## PROBLEM DESCRIPTION
Wherever "components" appears in a line, list that line.

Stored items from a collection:
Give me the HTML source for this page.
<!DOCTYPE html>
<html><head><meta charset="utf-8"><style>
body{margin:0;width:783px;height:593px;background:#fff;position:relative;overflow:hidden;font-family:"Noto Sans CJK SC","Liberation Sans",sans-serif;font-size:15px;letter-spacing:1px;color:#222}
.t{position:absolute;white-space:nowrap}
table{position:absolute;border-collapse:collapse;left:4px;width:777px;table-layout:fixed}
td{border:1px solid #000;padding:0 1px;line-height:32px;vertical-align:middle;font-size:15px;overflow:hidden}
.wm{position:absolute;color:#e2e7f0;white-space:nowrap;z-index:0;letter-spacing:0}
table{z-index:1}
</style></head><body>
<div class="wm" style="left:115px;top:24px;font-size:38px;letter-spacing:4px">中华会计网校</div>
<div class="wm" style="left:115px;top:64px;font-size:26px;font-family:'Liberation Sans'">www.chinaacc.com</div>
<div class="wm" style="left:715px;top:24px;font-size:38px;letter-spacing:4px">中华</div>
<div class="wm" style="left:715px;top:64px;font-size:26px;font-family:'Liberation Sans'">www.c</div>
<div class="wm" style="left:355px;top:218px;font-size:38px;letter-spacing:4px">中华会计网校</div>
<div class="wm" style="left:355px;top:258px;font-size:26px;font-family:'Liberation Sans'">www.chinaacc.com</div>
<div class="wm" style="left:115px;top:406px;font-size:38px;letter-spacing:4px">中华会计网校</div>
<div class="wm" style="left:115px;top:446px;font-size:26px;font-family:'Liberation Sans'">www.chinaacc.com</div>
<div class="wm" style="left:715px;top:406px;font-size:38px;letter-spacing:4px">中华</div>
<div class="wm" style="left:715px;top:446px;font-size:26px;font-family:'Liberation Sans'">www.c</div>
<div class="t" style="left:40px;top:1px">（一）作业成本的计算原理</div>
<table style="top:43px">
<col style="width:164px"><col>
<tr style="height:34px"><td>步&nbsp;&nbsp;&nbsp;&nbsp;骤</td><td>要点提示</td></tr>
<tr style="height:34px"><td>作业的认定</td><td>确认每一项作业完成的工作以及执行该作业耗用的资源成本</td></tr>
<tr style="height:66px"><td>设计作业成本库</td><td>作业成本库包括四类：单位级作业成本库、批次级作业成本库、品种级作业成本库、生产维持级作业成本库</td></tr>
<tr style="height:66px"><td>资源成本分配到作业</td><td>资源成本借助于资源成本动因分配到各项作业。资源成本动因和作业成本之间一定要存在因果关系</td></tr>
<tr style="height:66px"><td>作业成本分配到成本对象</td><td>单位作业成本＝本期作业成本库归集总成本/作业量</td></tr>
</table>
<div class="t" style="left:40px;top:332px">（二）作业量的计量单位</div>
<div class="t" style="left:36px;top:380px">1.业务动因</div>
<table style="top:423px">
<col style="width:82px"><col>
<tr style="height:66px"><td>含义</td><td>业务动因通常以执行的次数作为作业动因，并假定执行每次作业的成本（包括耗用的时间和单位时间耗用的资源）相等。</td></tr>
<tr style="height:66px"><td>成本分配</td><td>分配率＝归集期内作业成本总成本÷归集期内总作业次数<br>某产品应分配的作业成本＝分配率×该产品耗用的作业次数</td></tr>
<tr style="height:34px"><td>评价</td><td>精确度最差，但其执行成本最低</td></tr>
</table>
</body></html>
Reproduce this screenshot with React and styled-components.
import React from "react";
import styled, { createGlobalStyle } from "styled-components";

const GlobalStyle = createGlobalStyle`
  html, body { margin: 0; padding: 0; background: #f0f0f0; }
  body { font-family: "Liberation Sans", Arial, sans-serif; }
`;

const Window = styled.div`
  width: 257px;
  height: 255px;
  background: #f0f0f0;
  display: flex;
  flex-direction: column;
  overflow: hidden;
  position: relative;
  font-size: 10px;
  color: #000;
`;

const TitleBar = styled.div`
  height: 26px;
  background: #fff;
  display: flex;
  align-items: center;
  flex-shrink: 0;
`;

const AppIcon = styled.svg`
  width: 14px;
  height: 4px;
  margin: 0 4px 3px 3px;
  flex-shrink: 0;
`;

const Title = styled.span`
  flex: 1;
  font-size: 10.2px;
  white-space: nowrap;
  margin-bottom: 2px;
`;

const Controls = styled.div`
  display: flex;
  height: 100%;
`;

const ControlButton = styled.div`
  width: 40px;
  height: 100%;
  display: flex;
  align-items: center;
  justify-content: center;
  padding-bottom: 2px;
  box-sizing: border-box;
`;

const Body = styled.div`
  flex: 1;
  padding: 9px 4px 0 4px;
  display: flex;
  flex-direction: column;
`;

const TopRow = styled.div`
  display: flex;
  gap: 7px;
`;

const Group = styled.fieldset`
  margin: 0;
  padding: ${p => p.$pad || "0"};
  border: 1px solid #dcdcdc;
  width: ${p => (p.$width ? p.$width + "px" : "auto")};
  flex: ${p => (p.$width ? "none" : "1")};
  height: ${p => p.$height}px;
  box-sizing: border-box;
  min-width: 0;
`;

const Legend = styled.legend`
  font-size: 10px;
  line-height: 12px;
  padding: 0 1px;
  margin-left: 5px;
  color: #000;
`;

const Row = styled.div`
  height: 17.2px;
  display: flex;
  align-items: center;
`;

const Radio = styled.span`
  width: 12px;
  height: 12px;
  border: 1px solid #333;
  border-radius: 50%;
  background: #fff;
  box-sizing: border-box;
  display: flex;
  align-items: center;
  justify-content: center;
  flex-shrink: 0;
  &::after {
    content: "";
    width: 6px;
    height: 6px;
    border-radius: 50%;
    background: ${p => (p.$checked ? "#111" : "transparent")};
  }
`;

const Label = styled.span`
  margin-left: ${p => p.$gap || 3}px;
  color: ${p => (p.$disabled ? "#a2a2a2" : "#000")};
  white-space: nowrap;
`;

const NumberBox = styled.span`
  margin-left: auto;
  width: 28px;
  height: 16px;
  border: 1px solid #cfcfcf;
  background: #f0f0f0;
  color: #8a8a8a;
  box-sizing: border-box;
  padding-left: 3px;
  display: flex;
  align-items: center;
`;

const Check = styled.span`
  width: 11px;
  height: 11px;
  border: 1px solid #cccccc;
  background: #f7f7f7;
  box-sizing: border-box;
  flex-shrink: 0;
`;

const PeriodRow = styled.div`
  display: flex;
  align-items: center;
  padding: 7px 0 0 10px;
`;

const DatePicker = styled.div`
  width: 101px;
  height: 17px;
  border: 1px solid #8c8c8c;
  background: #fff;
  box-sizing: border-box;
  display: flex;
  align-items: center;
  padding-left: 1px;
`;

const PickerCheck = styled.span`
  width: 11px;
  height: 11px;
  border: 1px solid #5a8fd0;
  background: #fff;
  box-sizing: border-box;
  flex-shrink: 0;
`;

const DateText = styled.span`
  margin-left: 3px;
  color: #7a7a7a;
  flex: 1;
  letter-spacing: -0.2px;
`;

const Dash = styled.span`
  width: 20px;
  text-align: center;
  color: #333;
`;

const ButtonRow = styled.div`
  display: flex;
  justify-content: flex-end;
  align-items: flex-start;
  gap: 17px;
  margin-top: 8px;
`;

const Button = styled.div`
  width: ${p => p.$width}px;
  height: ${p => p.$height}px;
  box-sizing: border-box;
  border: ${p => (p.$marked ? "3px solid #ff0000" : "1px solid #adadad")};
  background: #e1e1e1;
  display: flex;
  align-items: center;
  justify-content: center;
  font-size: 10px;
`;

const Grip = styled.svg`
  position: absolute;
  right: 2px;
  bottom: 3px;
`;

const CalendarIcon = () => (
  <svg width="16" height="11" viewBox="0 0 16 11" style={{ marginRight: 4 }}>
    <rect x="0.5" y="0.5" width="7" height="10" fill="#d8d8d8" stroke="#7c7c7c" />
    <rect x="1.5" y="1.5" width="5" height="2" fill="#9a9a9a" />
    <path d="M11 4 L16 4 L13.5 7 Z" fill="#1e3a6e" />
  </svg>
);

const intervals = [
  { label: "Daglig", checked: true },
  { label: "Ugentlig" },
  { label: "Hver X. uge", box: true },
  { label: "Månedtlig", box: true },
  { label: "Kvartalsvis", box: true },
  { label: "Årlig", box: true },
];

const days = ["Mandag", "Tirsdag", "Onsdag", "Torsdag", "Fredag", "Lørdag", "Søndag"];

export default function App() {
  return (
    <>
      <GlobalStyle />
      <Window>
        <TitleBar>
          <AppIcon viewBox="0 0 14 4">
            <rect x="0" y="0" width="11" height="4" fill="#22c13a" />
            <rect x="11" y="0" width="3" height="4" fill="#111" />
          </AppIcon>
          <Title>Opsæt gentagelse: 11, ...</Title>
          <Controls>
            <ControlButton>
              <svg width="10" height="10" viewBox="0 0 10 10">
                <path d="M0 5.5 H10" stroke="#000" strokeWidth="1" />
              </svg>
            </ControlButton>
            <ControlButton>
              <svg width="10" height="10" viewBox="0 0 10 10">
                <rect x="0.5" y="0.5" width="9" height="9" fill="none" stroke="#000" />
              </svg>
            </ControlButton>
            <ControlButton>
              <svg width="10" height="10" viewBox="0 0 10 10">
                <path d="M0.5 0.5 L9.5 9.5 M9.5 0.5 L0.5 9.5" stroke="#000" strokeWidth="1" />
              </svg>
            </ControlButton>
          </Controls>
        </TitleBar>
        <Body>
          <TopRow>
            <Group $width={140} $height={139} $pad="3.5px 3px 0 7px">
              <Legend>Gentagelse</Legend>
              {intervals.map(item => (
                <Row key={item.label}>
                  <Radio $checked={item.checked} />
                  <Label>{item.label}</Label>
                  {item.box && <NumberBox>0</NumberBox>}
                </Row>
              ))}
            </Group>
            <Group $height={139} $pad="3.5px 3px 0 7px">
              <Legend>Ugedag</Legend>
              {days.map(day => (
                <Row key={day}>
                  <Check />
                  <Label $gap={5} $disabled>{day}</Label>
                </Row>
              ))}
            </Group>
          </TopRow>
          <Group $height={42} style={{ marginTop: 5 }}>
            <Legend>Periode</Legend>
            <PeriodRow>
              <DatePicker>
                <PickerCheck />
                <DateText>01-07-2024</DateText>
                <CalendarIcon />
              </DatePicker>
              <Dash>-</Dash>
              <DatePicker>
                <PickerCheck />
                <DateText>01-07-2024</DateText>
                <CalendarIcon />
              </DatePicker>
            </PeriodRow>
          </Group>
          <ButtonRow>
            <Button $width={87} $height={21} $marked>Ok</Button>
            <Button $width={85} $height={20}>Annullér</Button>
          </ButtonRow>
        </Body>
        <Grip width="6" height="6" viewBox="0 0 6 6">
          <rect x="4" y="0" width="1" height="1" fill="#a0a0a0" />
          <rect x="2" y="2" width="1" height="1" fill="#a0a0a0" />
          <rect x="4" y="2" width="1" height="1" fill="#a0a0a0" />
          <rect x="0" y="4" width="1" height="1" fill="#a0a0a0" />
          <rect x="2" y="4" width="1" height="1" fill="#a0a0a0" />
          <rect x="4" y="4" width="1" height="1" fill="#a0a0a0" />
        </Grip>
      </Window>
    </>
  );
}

## RESPONSE TO THIS EXERCISE
Reproduce this screenshot with React and styled-components.
import styled, { createGlobalStyle } from "styled-components";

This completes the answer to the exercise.